Oniki Ada yeni nesiller tarafından hemen hemen tanınmayan bilinmeyen yakın tarihimize ait dramatik kayıplar zincirinin çok önemli bir halkasıdır. Unutmak tarihe ve gelecek zamanlara kötülüktür. Köklü milletler zaman ve mekân muhasebesi yapar kendisiyle hesaplaşırlar. Bu eser bir yüzleşme ve hesaplaşma başlangıcıdır.
Oniki Ada ismi verilen Osmanlı mirası adalardaki Türk eserlerinin ihtiyacı olan acil bakım ve onarımlarına izin verilmemektedir. Böylece adalardaki Türk eserleri zamanın tahribatına bırakılmış durumdadır. Osmanlı Türkleri tarafından yaptırılan camiler medreseler çeşmeler ve diğer sanat eserleri birer birer yok olmaktadır. Oysa bunlar adaların yakın döneminin tapularıdır. İstenilen bu "tapu"ların ortadan kaldırılması ve buralardaki Türk izlerinin hafızalardan silinmesidir.

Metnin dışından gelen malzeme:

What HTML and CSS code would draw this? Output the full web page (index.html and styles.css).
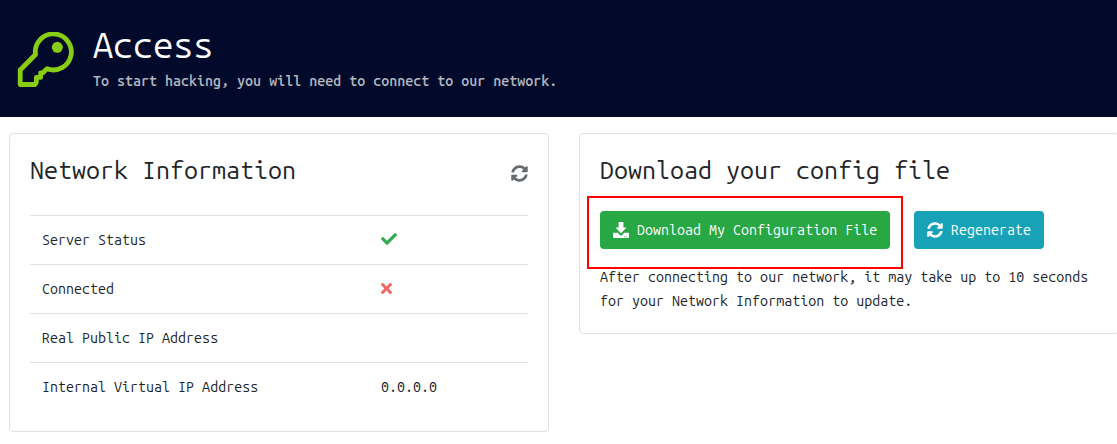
FILE: index.html
```html
<!DOCTYPE html>
<html lang="en">
<head>
<meta charset="utf-8">
<title>Access</title>
<link rel="stylesheet" href="styles.css">
</head>
<body>
<svg class="symbols" aria-hidden="true">
  <symbol id="sync" viewBox="0 0 512 512"><path d="M370.72 133.28C339.458 104.008 298.888 87.962 255.848 88c-77.458.068-144.328 53.178-162.791 126.85-1.344 5.363-6.122 9.15-11.651 9.15H24.103c-7.498 0-13.194-6.807-11.807-14.176C33.933 94.924 134.813 8 256 8c66.448 0 126.791 26.136 171.315 68.685L463.03 40.97C478.149 25.851 504 36.559 504 57.941V192c0 13.255-10.745 24-24 24H345.941c-21.382 0-32.09-25.851-16.971-40.971l41.75-41.749zM32 296h134.059c21.382 0 32.09 25.851 16.971 40.971l-41.75 41.75c31.262 29.273 71.835 45.319 114.876 45.28 77.418-.07 144.315-53.144 162.787-126.849 1.344-5.363 6.122-9.15 11.651-9.15h57.304c7.498 0 13.194 6.807 11.807 14.176C478.067 417.076 377.187 504 256 504c-66.448 0-126.791-26.136-171.315-68.685L48.97 471.03C33.851 486.149 8 475.441 8 454.059V320c0-13.255 10.745-24 24-24z"/></symbol>
</svg>
<header class="banner">
  <svg class="key" viewBox="0 0 58 56">
    <path d="M3.2 52.5V38L18.5 22.5A18 18 0 1 1 30 36.8L25.6 41H23.6V45.4H19.4V50L18 52.5Z"/>
    <circle cx="40.3" cy="15.3" r="5.5"/>
  </svg>
  <div>
    <h1 class="banner-title">Access</h1>
    <p class="banner-text">To start hacking, you will need to connect to our network.</p>
  </div>
</header>
<main class="columns">
  <section class="card network">
    <div class="card-head">
      <h2 class="card-title">Network Information</h2>
      <svg class="refresh"><use href="#sync"/></svg>
    </div>
    <dl class="table">
      <div class="row"><dt>Server Status</dt><dd><svg class="check" viewBox="0 64 512 384"><path d="M173.898 439.404l-166.4-166.4c-9.997-9.997-9.997-26.206 0-36.204l36.203-36.204c9.997-9.998 26.207-9.998 36.204 0L192 312.69 432.095 72.596c9.997-9.997 26.207-9.997 36.204 0l36.203 36.204c9.997 9.997 9.997 26.206 0 36.204l-294.4 294.401c-9.998 9.997-26.207 9.997-36.204-.001z"/></svg></dd></div>
      <div class="row"><dt>Connected</dt><dd><svg class="cross" viewBox="0 80 352 352"><path d="M242.72 256l100.07-100.07c12.28-12.28 12.28-32.19 0-44.48l-22.24-22.24c-12.28-12.28-32.19-12.28-44.48 0L176 189.28 75.93 89.21c-12.28-12.28-32.19-12.28-44.48 0L9.21 111.45c-12.28 12.28-12.28 32.19 0 44.48L109.28 256 9.21 356.07c-12.28 12.28-12.28 32.19 0 44.48l22.24 22.24c12.28 12.28 32.2 12.28 44.48 0L176 322.72l100.07 100.07c12.28 12.28 32.2 12.28 44.48 0l22.24-22.24c12.28-12.28 12.28-32.19 0-44.48L242.72 256z"/></svg></dd></div>
      <div class="row"><dt>Real Public IP Address</dt><dd></dd></div>
      <div class="row"><dt>Internal Virtual IP Address</dt><dd>0.0.0.0</dd></div>
    </dl>
  </section>
  <section class="card download">
    <h2 class="card-title">Download your config file</h2>
    <div class="actions">
      <div class="highlight">
        <button class="btn btn-green"><svg viewBox="0 0 16 16"><path d="M5.6 0h4.8v5.6h3.1L8 11.2 2.5 5.6h3.1zM.5 10.8h4.2L8 14l3.3-3.2h4.2l.5.5v4.2l-.5.5H.5l-.5-.5v-4.2zM11.2 14v.8h.8V14zM13.3 14v.8h.8V14z" fill-rule="evenodd"/></svg>Download My Configuration File</button>
      </div>
      <button class="btn btn-teal"><svg><use href="#sync"/></svg>Regenerate</button>
    </div>
    <p class="note">After connecting to our network, it may take up to 10 seconds<br>for your Network Information to update.</p>
  </section>
</main>
</body>
</html>
```
FILE: styles.css
```css
* { box-sizing: border-box; }
body {
  margin: 0;
  overflow: hidden;
  background: #fff;
  color: #212529;
  font: 14.3px/24px "Ubuntu Mono", "DejaVu Sans Mono", monospace;
}
h1, h2, p, dl, dd { margin: 0; font-weight: 400; }
.symbols { display: none; }
svg { display: block; fill: currentColor; }

.banner {
  display: flex;
  gap: 18px;
  height: 117px;
  padding: 21px 18px 0 17px;
  background: #010a2b;
}
.key { width: 58px; height: 56px; margin-top: 11px; color: #88cc14; }
.key path { fill: none; stroke: currentColor; stroke-width: 4.8; stroke-linejoin: round; }
.banner-title { color: #fff; font-size: 35.8px; font-weight: 450; line-height: 48px; }
.banner-text { color: #b3b6bf; font-weight: 500; line-height: 24px; }

.columns {
  display: flex;
  align-items: flex-start;
  gap: 30px;
  padding: 16px 0 0 9px;
}
.card { flex: none; width: 540px; padding: 20px; border: 1px solid #dfdfdf; border-radius: 4px; }
.network { height: 299px; }
.download { height: 201px; }
.card-head { display: flex; justify-content: space-between; height: 61px; }
.card-title { font-size: 25px; line-height: 32px; }
.refresh { width: 17px; height: 17px; margin-top: 11px; color: #666a6d; }

.row {
  display: grid;
  grid-template-columns: 339px 1fr;
  height: 49px;
  padding: 12px;
  border-top: 1px solid #dee2e6;
}
.check { width: 16px; height: 12px; margin-top: 5px; color: #32a852; }
.cross { width: 11px; height: 11px; margin-top: 6px; color: #f26660; }

.actions { display: flex; gap: 11px; margin: 10px 0 0 -13px; }
.highlight { width: 316px; height: 73px; padding: 13px 11px; border: 2px solid #f00; }
.btn {
  display: flex;
  align-items: center;
  gap: 8px;
  height: 38px;
  padding: 0 13px;
  border: 0;
  border-radius: 4px;
  color: #fff;
  font: inherit;
  font-weight: 450;
  white-space: nowrap;
}
.btn svg { flex: none; width: 16px; height: 16px; }
.btn-green { background: #28a745; }
.btn-teal { margin-top: 15px; background: #17a2b8; }
.note { margin-top: -4px; white-space: nowrap; }
```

Türkler bugün bu adalarda bir avuç azınlık haline düşürülmüşlerdir. İşin en acı taraflarından biri de kendilerine azınlık muamelesi bile yapılmamaktadır.
Türkiye'nin AB ile üyelik müzakerelerinin başarıyla sonuçlanması için Kıbrıs ve Ege Denizi ile ilgili meseleleri halletmesinin bir mecburiyet olduğu açıktır. Yunanistan Ege Denizinde Türkiye ile ilgili problemlerini AB çerçevesine taşıyarak hem hareket alanını genişletmiş hem de Türkiye'yi hiç de gerekli olmayan birçok yükümlülüklerin içine çekmiştir. Öyle görünmektedir ki Türkiye gelecekte AB üyeliği karşılığında Ege Denizi'ndeki egemenlik haklarından ve milli çıkarlarından taviz vermek durumunda kalacaktır. Son 3-4 yıldır Kıbrıs konusunda yaşananlar hatırlanırsa benzer tavizlerin yakın bir zamanda Ege adaları ve bunların ortaya çıkardığı problemlerde de görülebileceği endişesi yaygındır.